Aim of the task: Going through the material below, please gather all lines with the word "index" in them.

--- BEGIN Information provided ---

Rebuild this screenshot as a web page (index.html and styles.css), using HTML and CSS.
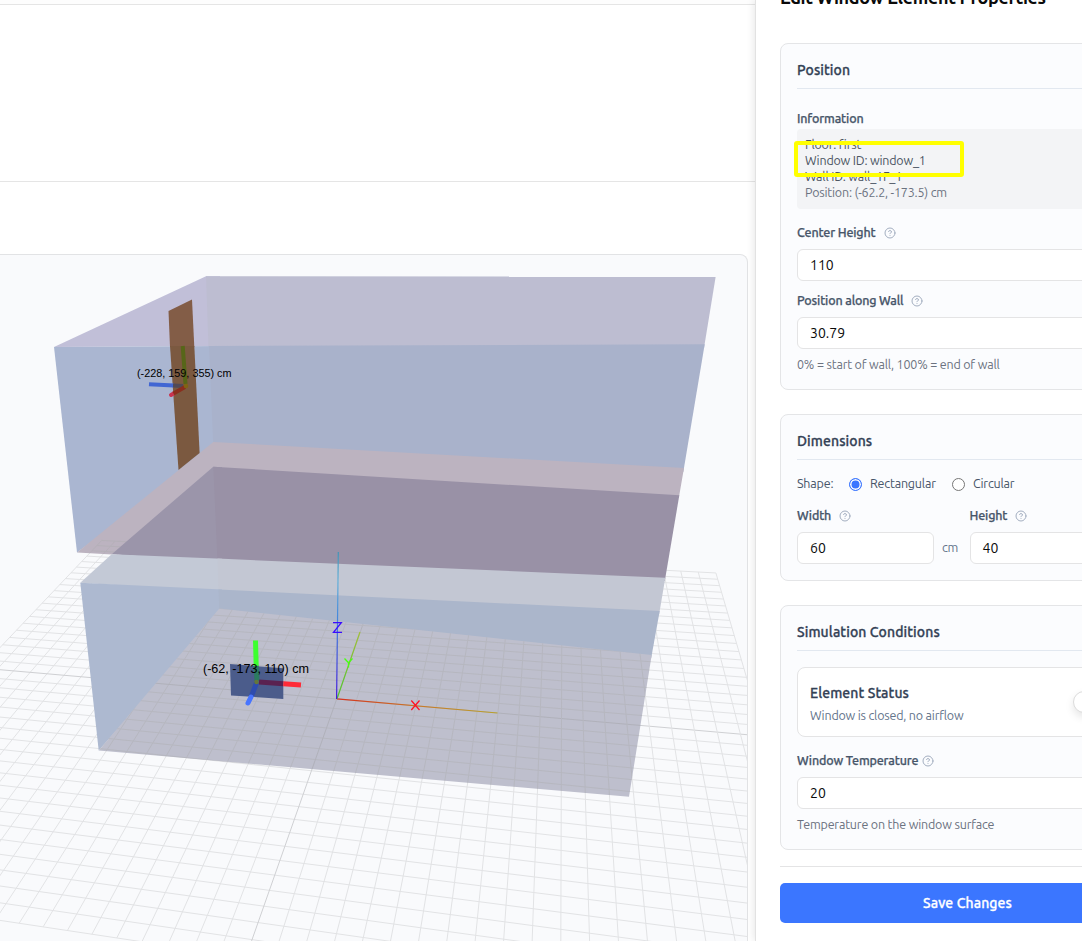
FILE: index.html
```html
<!DOCTYPE html>
<html lang="en">
<head>
<meta charset="utf-8">
<title>Edit Window Element Properties</title>
<link rel="stylesheet" href="styles.css">
</head>
<body>
<svg width="0" height="0" class="defs" aria-hidden="true">
  <symbol id="help" viewBox="0 0 24 24"><circle cx="12" cy="12" r="10"/><path d="M9.09 9a3 3 0 0 1 5.83 1c0 2-3 3-3 3M12 17h.01"/></symbol>
</svg>
<div class="app">
  <main class="workspace">
    <div class="strip strip-top"></div>
    <div class="strip strip-info"></div>
    <div class="strip strip-tools"></div>
    <div class="viewer">
      <svg class="scene" viewBox="0 255 747 686" width="747" height="686">
        <defs>
          <clipPath id="floorClip"><path d="M98.7 750.5L219.3 608.5 651.7 655 629 796.8z"/></clipPath>
          <clipPath id="cornerClip"><path d="M77 552.5L213 442 213 467 112 554.5z"/></clipPath>
          <linearGradient id="gx" gradientUnits="userSpaceOnUse" x1="337" y1="698" x2="497" y2="713"><stop offset="0" stop-color="#d6321e"/><stop offset=".5" stop-color="#c87828"/><stop offset="1" stop-color="#b9a12d"/></linearGradient>
          <linearGradient id="gy" gradientUnits="userSpaceOnUse" x1="337" y1="698" x2="360" y2="632"><stop offset="0" stop-color="#4fc72e"/><stop offset="1" stop-color="#a1bf37"/></linearGradient>
          <linearGradient id="gz" gradientUnits="userSpaceOnUse" x1="337" y1="698" x2="338" y2="552"><stop offset="0" stop-color="#4218dc"/><stop offset=".5" stop-color="#3f7fdc"/><stop offset=".8" stop-color="#62b0d9"/><stop offset="1" stop-color="#3f94b8"/></linearGradient>
        </defs>
        <g class="grid" id="grid"></g>
        <!-- upper storey -->
        <path fill="#c1bfd8" d="M54 347L206 276.3 220 276.3 220 346z"/>
        <path fill="#bdbdd1" d="M206 276.3L715.7 276.6 704 348 208.5 348z"/>
        <path fill="#aab6d1" d="M54 347L220 346 220 447 77 552.5z"/>
        <path fill="#a9b2cb" d="M209 346L704.7 344.2 683.3 472 213.3 446z"/>
        <path fill="#bcb3c0" d="M77 552.5L213.3 442 684 468 678.8 498 220 470 112 554.5z"/>
        <g class="grid-faint" clip-path="url(#cornerClip)"><use href="#grid"/></g>
        <path fill="#9b95aa" d="M213.3 466.7L222 467.2 222 562 111.7 554.2z"/>
        <path fill="#9991a6" d="M213.3 466.7L679.3 495.3 664.8 581 217.5 562z"/>
        <!-- lower storey -->
        <path fill="#c3c9d6" d="M111.7 554.2L222 558.8 222 592 80.3 582.7z"/>
        <path fill="#c3c7d3" d="M217.5 558.6L665.3 577.7 659.2 614 218.5 592z"/>
        <path fill="#adb9d0" d="M80.3 582.7L222 589.6 222 612 98.7 750.5z"/>
        <path fill="#abb6cb" d="M218.5 589.5L659.7 611 651.2 658 219.3 612z"/>
        <path fill="#bebfcd" d="M98.7 750.5L219.3 608.5 651.7 655 629 796.8z"/>
        <g class="grid-faint" clip-path="url(#floorClip)"><use href="#grid"/></g>
        <!-- door and its gizmo -->
        <path fill="#835d47" d="M168.5 311L192 299.5 194.3 347 170 347z"/>
        <path fill="#7b5940" d="M170 346L194.3 346 199.6 453 178.5 470z"/>
        <g class="arrow">
          <path stroke="#576619" d="M182.7 346L185.5 384"/>
          <path stroke="#4166d3" d="M149 384.2L174 385.6"/>
          <path stroke="#514a57" d="M173 385.5L183 386"/>
          <path stroke="#c93350" stroke-linecap="round" d="M171 395L174 393.2"/>
          <path stroke="#8a2e1d" d="M173.5 393.5L185 387"/>
          <circle cx="186" cy="386" r="2.3" fill="#806313"/>
        </g>
        <text class="tag" x="137" y="377" font-size="11" textLength="94.5" lengthAdjust="spacingAndGlyphs">(-228, 159, 355) cm</text>
        <!-- window and its gizmo -->
        <path fill="#4b5c8b" d="M230 664L283.3 668.3 283.3 699 231 695.4z"/>
        <g class="arrow arrow-big">
          <path stroke="#3dff2f" d="M255.5 640.5L256.2 666"/>
          <path stroke="#2c7b60" d="M256.2 666L257 681"/>
          <path stroke="#5a2250" d="M259 682L283.3 683.7"/>
          <path stroke="#ff2b38" d="M283.3 683.7L301 685"/>
          <path stroke="#2e4caf" d="M256.5 683L251.5 696"/>
          <path stroke="#4875ff" stroke-linecap="round" d="M251 697L248 703"/>
          <circle cx="256.5" cy="682" r="2.2" fill="#657638"/>
        </g>
        <text class="tag" x="203" y="673" font-size="12" textLength="106" lengthAdjust="spacingAndGlyphs">(-62, -173, 110) cm</text>
        <!-- world axes -->
        <path stroke="url(#gx)" class="axis" d="M337 698.8L497.5 713"/>
        <path stroke="url(#gy)" class="axis" d="M337 698.8L360 632"/>
        <path stroke="url(#gz)" class="axis" d="M336.6 699L338.3 552"/>
        <g fill="none" stroke-width="1.3">
          <path stroke="#3b0cff" d="M333 622.7H341.3L333.5 632.3H342"/>
          <path stroke="#48ff12" d="M344.5 658.5L348.5 662.8 352.5 658.5M348.5 662.8V667.5"/>
          <path stroke="#ff1226" d="M411.3 700.5L419.5 710M419.5 700.5L411.3 710"/>
        </g>
      </svg>
    </div>
  </main>

  <aside class="panel">
    <h2 class="title"><span class="title-text">Edit Window Element Properties</span></h2>

    <section class="card card-position">
      <h3 class="card-head">Position</h3>
      <div class="label label-info">Information</div>
      <div class="info">
        <div>Floor: first</div>
        <div>Window ID: window_1</div>
        <div>Wall ID: wall_1F_1</div>
        <div class="muted">Position: (-62.2, -173.5) cm</div>
        <div class="marker"></div>
      </div>
      <div class="label label-center">Center Height <svg class="help"><use href="#help"/></svg></div>
      <div class="input">110</div>
      <div class="label">Position along Wall <svg class="help"><use href="#help"/></svg></div>
      <div class="input">30.79</div>
      <p class="hint">0% = start of wall, 100% = end of wall</p>
    </section>

    <section class="card card-dimensions">
      <h3 class="card-head">Dimensions</h3>
      <div class="shape">
        <span class="shape-name">Shape:</span>
        <span class="radio radio-on"></span><span class="rect-name">Rectangular</span>
        <span class="radio"></span><span class="circ-name">Circular</span>
      </div>
      <div class="sizes">
        <div>
          <div class="label">Width <svg class="help"><use href="#help"/></svg></div>
          <div class="measure"><div class="input">60</div><span>cm</span></div>
        </div>
        <div>
          <div class="label">Height <svg class="help"><use href="#help"/></svg></div>
          <div class="measure"><div class="input">40</div></div>
        </div>
      </div>
    </section>

    <section class="card card-simulation">
      <h3 class="card-head">Simulation Conditions</h3>
      <div class="status">
        <div>
          <div class="status-name">Element Status</div>
          <div class="status-text">Window is closed, no airflow</div>
        </div>
        <div class="switch"><span class="knob"></span></div>
      </div>
      <div class="label label-temp">Window Temperature <svg class="help"><use href="#help"/></svg></div>
      <div class="input">20</div>
      <p class="hint">Temperature on the window surface</p>
    </section>

    <div class="actions"><div class="save">Save Changes</div></div>
  </aside>
</div>
<script src="grid.js"></script>
</body>
</html>
```
FILE: styles.css
```css
* { box-sizing: border-box; }
body {
  margin: 0;
  height: 941px;
  overflow: hidden;
  background: #fff;
  font-family: Ubuntu, "Noto Sans", "Open Sans", sans-serif;
  color: #475569;
}
.defs { position: absolute; }
.app { display: flex; width: 1082px; height: 941px; overflow: hidden; }

.workspace { width: 755px; flex: none; display: flex; flex-direction: column; }
.strip { border-bottom: 1px solid #e5e5e5; flex: none; }
.strip-top { height: 5px; background: #fdfdfd; }
.strip-info { height: 177px; }
.strip-tools { height: 72px; border: 0; }
.viewer {
  width: 748px;
  height: 700px;
  flex: none;
  border: 1px solid #e2e3e5;
  border-left: 0;
  border-radius: 0 8px 0 0;
  background: #f9fafc;
  overflow: hidden;
}
.scene { display: block; }
.grid { stroke: #e2e3e5; stroke-width: 1; fill: none; }
.grid .center { stroke: #cfd0d3; }
.grid-faint { filter: brightness(.76); opacity: .42; }
.arrow { fill: none; stroke-width: 4; }
.arrow circle { stroke: none; }
.arrow-big { stroke-width: 5; }
.axis { fill: none; stroke-width: 1.2; }
.tag { font-family: "Liberation Sans", Arial, sans-serif; fill: #000; }

.panel {
  width: 425px;
  flex: none;
  height: 941px;
  padding: 0 24px;
  border-left: 1px solid #e2e2e2;
  background: #fff;
  box-shadow: -1px 0 8px rgba(0, 0, 0, .1);
  position: relative;
}
.title {
  display: flex;
  margin: 0;
  height: 43px;
  font-size: 18px;
  line-height: 20px;
  font-weight: 700;
  letter-spacing: -.34px;
  color: #0a0a0a;
  white-space: nowrap;
}
.title-text { display: block; margin-top: -13px; }
.card {
  width: 375px;
  padding: 16px;
  border: 1px solid #e4e5e7;
  border-radius: 8px;
  background: #fbfcfe;
  margin-bottom: 24px;
  white-space: nowrap;
}
.card-position { height: 347px; }
.card-dimensions { height: 167px; }
.card-simulation { height: 245px; margin-bottom: 16px; }
.card-head,
.status-name,
.save {
  font-size: 14px;
  line-height: 20px;
  font-weight: 500;
  letter-spacing: .1px;
  -webkit-text-stroke: .3px currentColor;
}
.card-head {
  margin: 0;
  height: 29px;
  border-bottom: 1px solid #e2e8f0;
  color: #334155;
}
.label {
  display: flex;
  align-items: flex-start;
  gap: 8px;
  height: 16px;
  margin: 12px 0 8px;
  font-size: 12.5px;
  line-height: 14px;
  letter-spacing: -.16px;
  font-weight: 500;
  -webkit-text-stroke: .25px currentColor;
  color: #475569;
}
.label-info { margin: 22px 0 2px; }
.label-center { margin-top: 16px; }
.help {
  width: 12px;
  height: 12px;
  margin-top: 2px;
  flex: none;
  fill: none;
  stroke: #a3aec0;
  stroke-width: 2;
  stroke-linecap: round;
  stroke-linejoin: round;
}
.info {
  position: relative;
  height: 80px;
  padding: 7px 8px;
  border-radius: 4px;
  background: #f3f4f6;
  font-size: 12.5px;
  line-height: 16px;
  letter-spacing: -.2px;
  color: #4b5563;
}
.muted { color: #6b7280; }
.marker {
  position: absolute;
  left: -3px;
  top: 12px;
  width: 170px;
  height: 36px;
  border: 4px solid #ff0;
  border-radius: 3px;
}
.input {
  height: 32px;
  padding: 0 12px;
  border: 1px solid #e4e4e5;
  border-radius: 6px;
  background: #fff;
  font-size: 14px;
  line-height: 30px;
  letter-spacing: 0;
  color: #0a0a0a;
}
.hint { margin: 7px 0 0; font-size: 12.5px; line-height: 16px; letter-spacing: -.18px; color: #6b7280; }

.shape {
  display: flex;
  align-items: center;
  height: 16px;
  margin: 15px 0 17px;
  font-size: 12.5px;
  line-height: 16px;
  letter-spacing: -.18px;
}
.shape-name { width: 52px; }
.rect-name { width: 82px; margin-left: 8px; }
.circ-name { margin-left: 8px; }
.radio {
  width: 13px;
  height: 13px;
  margin-top: 2px;
  border: 1px solid #767676;
  border-radius: 50%;
  background: #fff;
}
.radio-on { border: 1.5px solid #3b76ff; background: #3b76ff; box-shadow: inset 0 0 0 1.5px #fff; }
.sizes { display: grid; grid-template-columns: 164.5px 164.5px; gap: 8px; }
.sizes .label { margin-top: 0; }
.measure { display: flex; align-items: center; gap: 8px; font-size: 12.5px; line-height: 16px; letter-spacing: -.2px; color: #64748b; }
.measure span { padding-bottom: 2px; }
.measure .input { width: 137px; flex: none; }

.status {
  display: flex;
  justify-content: space-between;
  align-items: center;
  height: 70px;
  margin-top: 16px;
  padding: 2px 12px 0;
  border: 1px solid #e4e4e5;
  border-radius: 8px;
  background: #fff;
}
.status-name { color: #334155; }
.status-text { margin: 4px 0 1px; font-size: 12.5px; line-height: 16px; letter-spacing: -.2px; color: #64748b; }
.switch { width: 52px; height: 24px; display: flex; }
.knob {
  width: 22px;
  height: 22px;
  border: 1px solid #dcdcdc;
  border-radius: 50%;
  background: #fff;
  box-shadow: 0 4px 8px rgba(0, 0, 0, .1);
}
.label-temp { margin-top: 16px; gap: 4px; }
.actions { width: 375px; padding-top: 16px; border-top: 1px solid #e4e4e5; }
.save {
  height: 40px;
  border-radius: 5px;
  background: #3b76ff;
  color: #fff;
  line-height: 40px;
  text-align: center;
}
```
FILE: grid.js
```js
// Ground plane: 40 x 40 cells, projected to the viewport.
const HALF = 20;
const project = (i, j) => {
  const gi = -0.00453 * i, hj = 0.0143 * j, w = 1 + gi + hj;
  return [(336.7 + gi * -3950 + hj * 563.6) / w, (699 + gi * 326 + hj * 54) / w];
};
const grid = document.getElementById('grid');
const addLine = (a, b, center) => {
  const line = document.createElementNS('http://www.w3.org/2000/svg', 'line');
  line.setAttribute('x1', a[0]);
  line.setAttribute('y1', a[1]);
  line.setAttribute('x2', b[0]);
  line.setAttribute('y2', b[1]);
  if (center) line.setAttribute('class', 'center');
  grid.appendChild(line);
};
for (let k = -HALF; k <= HALF; k++) {
  addLine(project(k, -HALF), project(k, HALF), k === 0);
  addLine(project(-HALF, k), project(HALF, k), k === 0);
}
```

--- END Information provided ---

The response:
Rebuild this screenshot as a web page (index.html and styles.css), using HTML and CSS.
FILE: index.html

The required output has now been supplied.